Definition

I have been asked to define my terms. What exactly do I mean by joy? Why this word?

What are it’s problems? It’s limits?

The dictionary can say one thing, as can our cultures and disciplines about how a word is used and what it means when uttered in different ways by different people for different purposes.

Is joy really that different from happiness and if so how? Is joy not just another attempt to individualize and commodify people’s desire to feel good and to be well?

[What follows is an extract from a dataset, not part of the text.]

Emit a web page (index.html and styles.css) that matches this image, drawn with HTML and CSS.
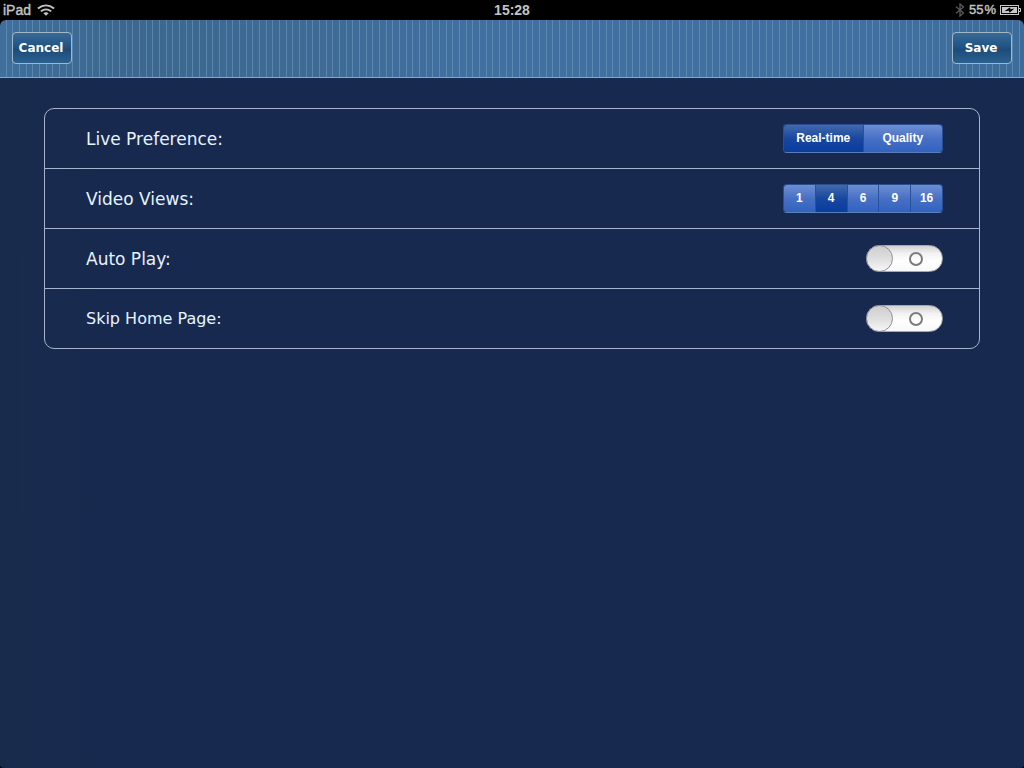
FILE: index.html
```html
<!DOCTYPE html>
<html lang="en">
<head>
<meta charset="utf-8">
<meta name="viewport" content="width=device-width, initial-scale=1">
<title>Settings</title>
<link rel="stylesheet" href="styles.css">
</head>
<body>
<div class="status">
  <div class="status-left">
    <span>iPad</span>
    <svg width="18" height="12" viewBox="0 0 16 12" preserveAspectRatio="none" fill="none" stroke="#c4c4c4" stroke-width="1.8" aria-hidden="true"><path d="M.8 4.5Q8-1.8 15.2 4.5M3.4 7.4Q8 3.4 12.6 7.4"/><path d="M5.6 9.2Q8 7.4 10.4 9.2L8 11.8Z" fill="#c4c4c4" stroke="none"/></svg>
  </div>
  <time class="clock">15:28</time>
  <div class="status-right">
    <svg class="bluetooth" width="10" height="14" viewBox="0 0 10 14" fill="none" stroke="#5b5b5b" stroke-width="1.3" aria-hidden="true"><path d="M1 3.8L8.5 10 5 13V1L8.5 4 1 10.2"/></svg>
    <span class="percent">55<span>%</span></span>
    <svg width="21" height="12" viewBox="0 0 21 12" aria-hidden="true"><rect x=".5" y="1.5" width="18" height="9" fill="none" stroke="#c8c8c8"/><rect x="2" y="3" width="15" height="6" fill="#c8c8c8"/><path d="M19 4.5h1.5v3H19" fill="none" stroke="#c8c8c8"/><path d="M4.5 7.2L10 3.2 10.5 5.2 14.5 4.6 9.5 8.8 9 6.8Z" fill="#000"/></svg>
  </div>
</div>
<header class="toolbar">
  <button class="bar-button" type="button">Cancel</button>
  <button class="bar-button" type="button">Save</button>
</header>
<main class="content">
  <form class="settings">
    <div class="row" role="radiogroup" aria-labelledby="live">
      <span id="live">Live Preference:</span>
      <div class="segments">
        <label class="segment"><input type="radio" name="live" checked><span>Real-time</span></label>
        <label class="segment"><input type="radio" name="live"><span>Quality</span></label>
      </div>
    </div>
    <div class="row" role="radiogroup" aria-labelledby="views">
      <span id="views">Video Views:</span>
      <div class="segments">
        <label class="segment"><input type="radio" name="views"><span>1</span></label>
        <label class="segment"><input type="radio" name="views" checked><span>4</span></label>
        <label class="segment"><input type="radio" name="views"><span>6</span></label>
        <label class="segment"><input type="radio" name="views"><span>9</span></label>
        <label class="segment"><input type="radio" name="views"><span>16</span></label>
      </div>
    </div>
    <div class="row">
      <label for="autoplay">Auto Play:</label>
      <input class="switch" id="autoplay" type="checkbox" role="switch">
    </div>
    <div class="row">
      <label class="long-label" for="skip">Skip Home Page:</label>
      <input class="switch" id="skip" type="checkbox" role="switch">
    </div>
  </form>
</main>
</body>
</html>
```
FILE: styles.css
```css
* { box-sizing: border-box; }

body {
  margin: 0;
  min-height: 100vh;
  background: #000;
  font-family: Verdana, "DejaVu Sans", sans-serif;
  display: flex;
  flex-direction: column;
}

.status {
  display: grid;
  grid-template-columns: 1fr auto 1fr;
  align-items: center;
  height: 20px;
  padding: 0 3px;
  color: #c4c4c4;
  font: 14px/18px "Liberation Sans", Arial, sans-serif;
}

.status-left,
.status-right {
  display: flex;
  align-items: center;
  gap: 6px;
  -webkit-text-stroke: 0.4px;
}

.status-right {
  justify-content: flex-end;
  gap: 4px;
  font-size: 13px;
}

.percent {
  display: flex;
  gap: 1px;
}

.clock { font-weight: bold; }

.toolbar {
  display: flex;
  align-items: center;
  justify-content: space-between;
  height: 58px;
  padding: 0 12px 1px;
  border-bottom: 1px solid #6fb0dc;
  border-radius: 6px 6px 0 0;
  background:
    repeating-linear-gradient(90deg,
      transparent 0 6px, #83b0d466 6px 7px,
      transparent 7px 12px, #83b0d466 12px 13px,
      transparent 13px 19px, #83b0d466 19px 20px),
    linear-gradient(90deg, #406f9c, #3d678e 12%, #3e6a94 30%, #416f9f 45%, #416f9f 85%, #3d6c9a);
}

.bar-button {
  width: 60px;
  height: 32px;
  padding: 0 2px 0 0;
  border: 1px solid #a3b8c6;
  border-radius: 4px;
  background: linear-gradient(#386a98, #205484 45%, #1c4c7a 55%, #2c608e);
  color: #fff;
  font: bold 12px/16px Verdana, "DejaVu Sans", sans-serif;
}

.content {
  flex: 1;
  padding: 30px 44px;
  border-radius: 0 0 4px 4px;
  background: linear-gradient(90deg, #182b4c, #18294f 10%);
}

.settings {
  border: 1px solid #a6b4cf;
  border-radius: 10px;
}

.row {
  display: flex;
  align-items: center;
  justify-content: space-between;
  height: 60px;
  padding: 0 36px 0 41px;
  color: #e6f4ff;
  font-size: 17px;
  line-height: 24px;
}

.row:first-child { height: 59px; }

.row + .row { border-top: 1px solid #a6b4cf; }

.long-label { font-size: 16px; }

.segments {
  display: flex;
  width: 160px;
  height: 29px;
  border: 1px solid #2a4d94;
  border-bottom-color: #5d7db8;
  border-radius: 4px;
  overflow: hidden;
}

.segment {
  position: relative;
  flex: 1;
  color: #fff;
  font: bold 12px/27px "Liberation Sans", Arial, sans-serif;
  text-align: center;
}

.segment + .segment { border-left: 1px solid #2a4f9c; }

.segment input {
  position: absolute;
  opacity: 0;
}

.segment span {
  display: block;
  background: linear-gradient(#6c8fd2, #4870c4 50%, #3163c0);
}

.segment input:checked + span {
  background: linear-gradient(#4369ad, #18479f 50%, #0a3ca0);
}

.switch {
  appearance: none;
  display: flex;
  align-items: center;
  width: 77px;
  height: 27px;
  margin: 0;
  border: 1px solid #a4a9b0;
  border-radius: 14px;
  background: linear-gradient(#d2d2d2, #f2f2f2 30%, #fff 60%, #f8f8f8);
}

.switch::before {
  content: "";
  box-sizing: border-box;
  width: 27px;
  height: 27px;
  margin-left: -1px;
  border: 1px solid #8e8e92;
  border-radius: 50%;
  background: linear-gradient(#cecece, #dedede 50%, #f6f6f6);
}

.switch::after {
  content: "";
  box-sizing: border-box;
  width: 14px;
  height: 14px;
  margin-left: 16px;
  border: 2px solid #7c7c7c;
  border-radius: 50%;
}
```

The Happiness industry 2.0. Or the self-care and mindfulness trend under a different guise.

Dictionary entries lead you from one word to another as sets of synonyms explain one another.

So there is what I mean when I use a word as much as what a word technically means.

Our language can be imprecise and clumsy, especially when my experiences and expectations differ from someone else’s — which they always do, the degrees shifting what is shared and what is interpreted, where the gaps are, where awkwardness and miscommunication arise.

I think what matters a lot is our intention as we select a word — consciously or unconsciously. The way we live out and use the words matters as much as their uttering or writing. The evoke a certain thing but they also guide an intention, a purpose, a way of being in the world.

Lulu Miller is weary of words and naming. I am being asked to contend with some of her concerns. But mostly I find words useful and beautiful. I look up words in the dictionary for fun, I think about what to say at important moments with care. Words are also about culture, how we make sense of the world. Their specificity, their options allow us to play and to understand. I want the world to make sense, I want to read enough things that I can feel safe and okay in the chaos. Words help me put the world in terms I can deal with, that feel both manageable and joyous, as well as daunting and scary.

I am working on accepting that my singular experience of the world is both lonely and something that I don’t need to share with another person. I don’t have to be perfectly understood to connect or share community with someone. This ineffable Rhiness will never be shared by another person. It is kind and mine alone.

But there are lots of other things I can share. There is enough overlap between us, enough shared expectations and experiences that we form rich relationships and interactions.